THE DARK SIDE OF AUTOML: TOWARDS ARCHITEC-TURAL BACKDOOR SEARCH

Abstract

This paper asks the intriguing question: is it possible to exploit neural architecture search (NAS) as a new attack vector to launch previously improbable attacks? Specifically, we present EVAS, a new attack that leverages NAS to find neural architectures with inherent backdoors and exploits such vulnerability using input-aware triggers. Compared with existing attacks, EVAS demonstrates many interesting properties: (i) it does not require polluting training data or perturbing model parameters; (ii) it is agnostic to downstream fine-tuning or even re-training from scratch; (iii) it naturally evades defenses that rely on inspecting model parameters or training data. With extensive evaluation on benchmark datasets, we show that EVAS features high evasiveness, transferability, and robustness, thereby expanding the adversary's design spectrum.
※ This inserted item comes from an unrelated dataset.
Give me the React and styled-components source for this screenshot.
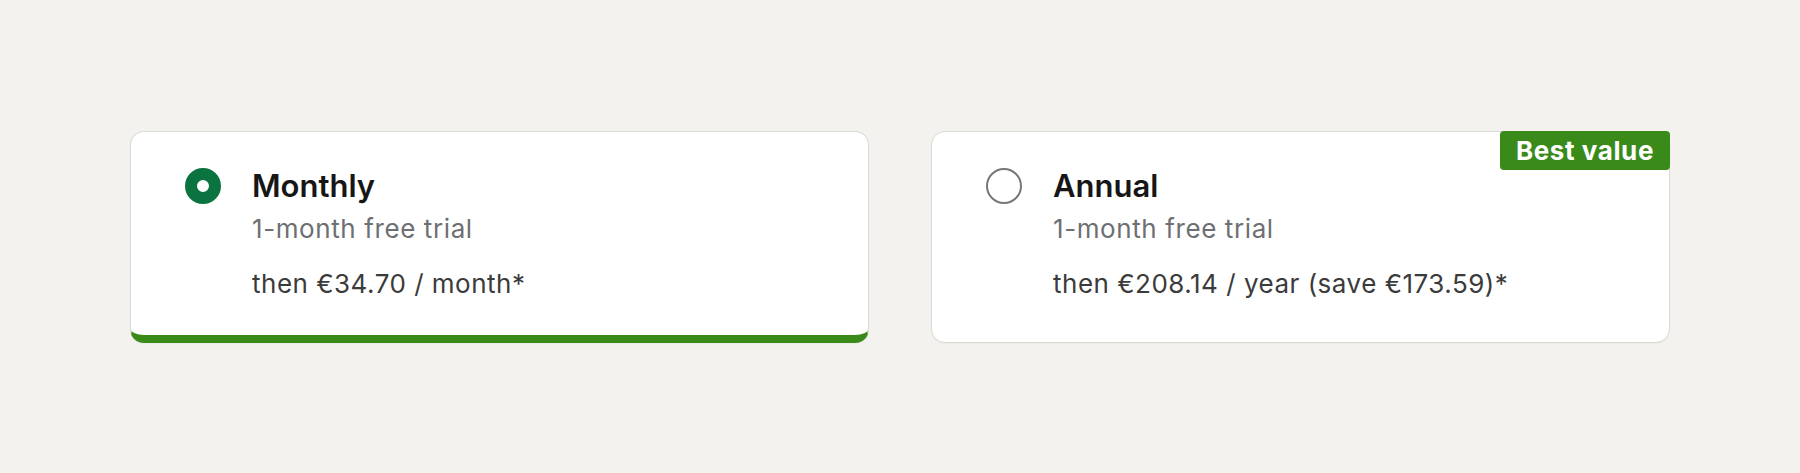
import React from 'react';
import styled, { createGlobalStyle } from 'styled-components';

const GlobalStyle = createGlobalStyle`
  html, body {
    margin: 0;
    padding: 0;
    background: #f3f2ee;
  }

  body {
    font-family: Inter, "Noto Sans", "Liberation Sans", sans-serif;
    -webkit-font-smoothing: antialiased;
  }
`

const Page = styled.main`
  min-height: 473px;
  display: flex;
  align-items: center;
  justify-content: center;
`

const Plans = styled.div`
  display: grid;
  grid-template-columns: 739px 739px;
  column-gap: 62px;
`

const Card = styled.label`
  position: relative;
  display: flex;
  align-items: flex-start;
  gap: 31px;
  padding: 34px 54px 34px;
  background: #fff;
  border: 1px solid #dbdad5;
  border-bottom: ${({ $selected }) => ($selected ? '8px solid #3a8a1a' : '1px solid #dbdad5')};
  border-radius: 14px;
  box-shadow: 0 1px 2px rgba(0, 0, 0, 0.04);
  cursor: pointer;
`

const Radio = styled.span`
  flex: none;
  box-sizing: border-box;
  width: 36px;
  height: 36px;
  margin-top: 2px;
  border-radius: 50%;
  border: ${({ $checked }) => ($checked ? '12px solid #0b7340' : '2px solid #777')};
  background: #fff;
`

const Body = styled.div`
  display: flex;
  flex-direction: column;
`

const Title = styled.div`
  font-size: 31px;
  line-height: 40px;
  font-weight: 600;
  color: #161616;
`

const Trial = styled.div`
  margin-top: 5px;
  font-size: 26px;
  line-height: 35px;
  letter-spacing: 0.6px;
  color: #6d6f72;
`

const Price = styled.div`
  margin-top: 20px;
  font-size: 26px;
  line-height: 35px;
  letter-spacing: 0.5px;
  color: #3b3b3b;
`

const Badge = styled.span`
  position: absolute;
  top: -1px;
  right: -1px;
  height: 39px;
  padding: 0 16px;
  display: flex;
  align-items: center;
  background: #3a8a1a;
  color: #fff;
  font-size: 26px;
  font-weight: 700;
  letter-spacing: 0.6px;
  border-radius: 4px;
`

const plans = [
  { id: 'monthly', title: 'Monthly', trial: '1-month free trial', price: 'then €34.70 / month*' },
  { id: 'annual', title: 'Annual', trial: '1-month free trial', price: 'then €208.14 / year (save €173.59)*', badge: 'Best value' },
]

const App = () => {
  const selected = 'monthly'

  return (
    <>
      <GlobalStyle />
      <Page>
        <Plans>
          {plans.map((plan) => (
            <Card key={plan.id} $selected={plan.id === selected}>
              {plan.badge && <Badge>{plan.badge}</Badge>}
              <Radio $checked={plan.id === selected} />
              <Body>
                <Title>{plan.title}</Title>
                <Trial>{plan.trial}</Trial>
                <Price>{plan.price}</Price>
              </Body>
            </Card>
          ))}
        </Plans>
      </Page>
    </>
  )
}

export default App;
We further characterize the mechanisms underlying EVAS, which are possibly explainable by architecture-level "shortcuts" that recognize trigger patterns. This work showcases that NAS can be exploited in a harmful way to find architectures with inherent backdoor vulnerability. The code is available at https://github.com/ain-soph/nas_backdoor.

1. INTRODUCTION

As a new paradigm of applying ML techniques in practice, automated machine learning (AutoML) automates the pipeline from raw data to deployable models, which covers model design, optimizer selection, and parameter tuning. The use of AutoML greatly simplifies the ML development cycles and propels the trend of ML democratization. In particular, neural architecture search (NAS), one primary AutoML task, aims to find performant deep neural network (DNN) archesfoot_0 tailored to given datasets. In many cases, NAS is shown to find models remarkably outperforming manually designed ones (Pham et al., 2018; Liu et al., 2019; Li et al., 2020) . In contrast to the intensive research on improving the capability of NAS, its security implications are largely unexplored. As ML models are becoming the new targets of malicious attacks (Biggio & Roli, 2018) , the lack of understanding about the risks of NAS is highly concerning, given its surging popularity in security-sensitive domains (Pang et al., 2022) . Towards bridging this striking gap, we pose the intriguing yet critical question: Is it possible for the adversary to exploit NAS to launch previously improbable attacks? This work provides an affirmative answer to this question. We present exploitable and vulnerable arch search (EVAS), a new backdoor attack that leverages NAS to find neural arches with inherent, exploitable vulnerability. Conventional backdoor attacks typically embed the malicious functions ("backdoors") into the space of model parameters. They often assume strong threat models, such as polluting training data (Gu et al., 2017; Liu et al., 2018; Pang et al., 2020) or perturbing model parameters (Ji et al., 2018; Qi et al., 2022) , and are thus subject to defenses based on model inspection (Wang et al., 2019; Liu et al., 2019) and data filtering (Gao et al., 2019) . In EVAS, however, as the backdoors are carried in the space of model arches, even if the victim trains the models using clean data and operates them in a black-box manner, the backdoors are still retained. Moreover, due



In the following, we use "arch" for short of "architecture".